Najpewniej największą winą należy obarczyć zwyczajnie fakt, iż kadra West Hamu była dość wąska. Brak zmiennika dla Antonio (który często bywał przemęczony) albo zawodzący Vlasić czy Kral (którzy ściągani byli właśnie z myślą o rotacji) – to wszystko złożyło się na siódme miejsce. Sprowadzając Danjumę David Moyes nie tylko zyskuje świetnego piłkarza, który gwarantuje jakość na kilku pozycjach. To także większy wachlarz możliwości i rotacji. Przecież do ustawienia 4-2-3-1 potrzeba czterech piłkarzy stricte ofensywnych. W tym momencie West Ham ma Antonio, Bowena, Lanziniego, Fornalsa, Benrahmę, czy Vlasicia. Kupno Danjumy zatem dodałoby nie tylko jakości, a byłoby korzystne także pod kątem szerokości kadry, która znów będzie zmuszona do gry na kilku frontach.

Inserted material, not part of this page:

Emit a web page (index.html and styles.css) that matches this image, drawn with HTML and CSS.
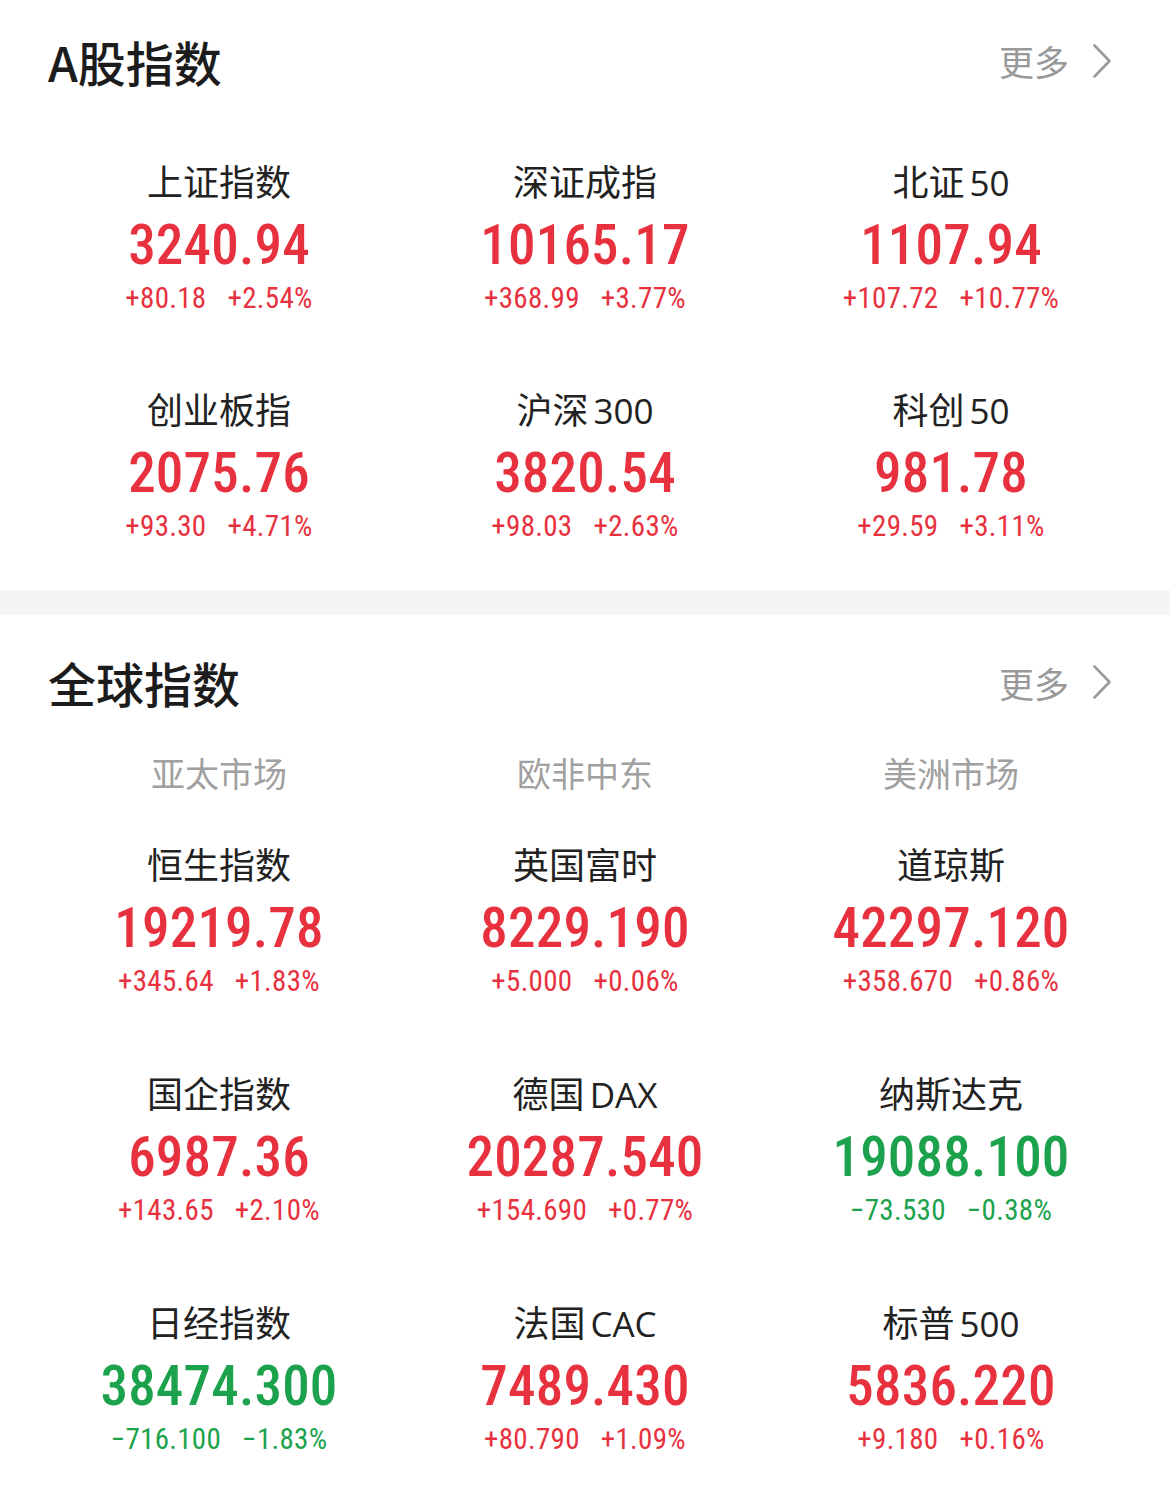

Ponadto, Danjuma mógłby odciążyć nie tylko Michaila Antonio, ale także Pablo Fornalsa czy Saida Benrahmę. Gra jako lewy skrzydłowy również wchodzi w grę, a to z kolei sprawia, że rywale nie mogliby skupić się jedynie na wyłączeniu Jarroda Bowena z prawej strony. Bo na drugiej flance czyhałby już gotów do wejścia w pojedynek Danjuma.

Natomiast wciąż nie jest jasne, czy Holender w ogóle dołączy do West Hamu. David Moyes naciska przede wszystkim na zakontraktowanie Jessego Lingarda. Zaś Danjuma wiecznie czekać nie będzie: zgłasza się po niego również Newcastle. Patrząc jednak na całokształt postaci Holendra można powiedzieć, że to on powinien być w jakimś stopniu priorytetem. Jak to się skończy? Przekonamy się zapewne w najbliższych dniach. Jeśli West Ham ma aspiracje do bycia realnym rywalem w walce o TOP6 dla wielu klubów oraz równorzędnym rywalem dla Newcastle czy Leicester powinien postarać się zakontraktować obu zawodników. Aczkolwiek patrząc na dotychczasowe popisy Młotów na rynku transferowym nie zdziwimy się, gdy ani Lingarda ani Danjumy na Olimpic Stadium nie ujrzymy.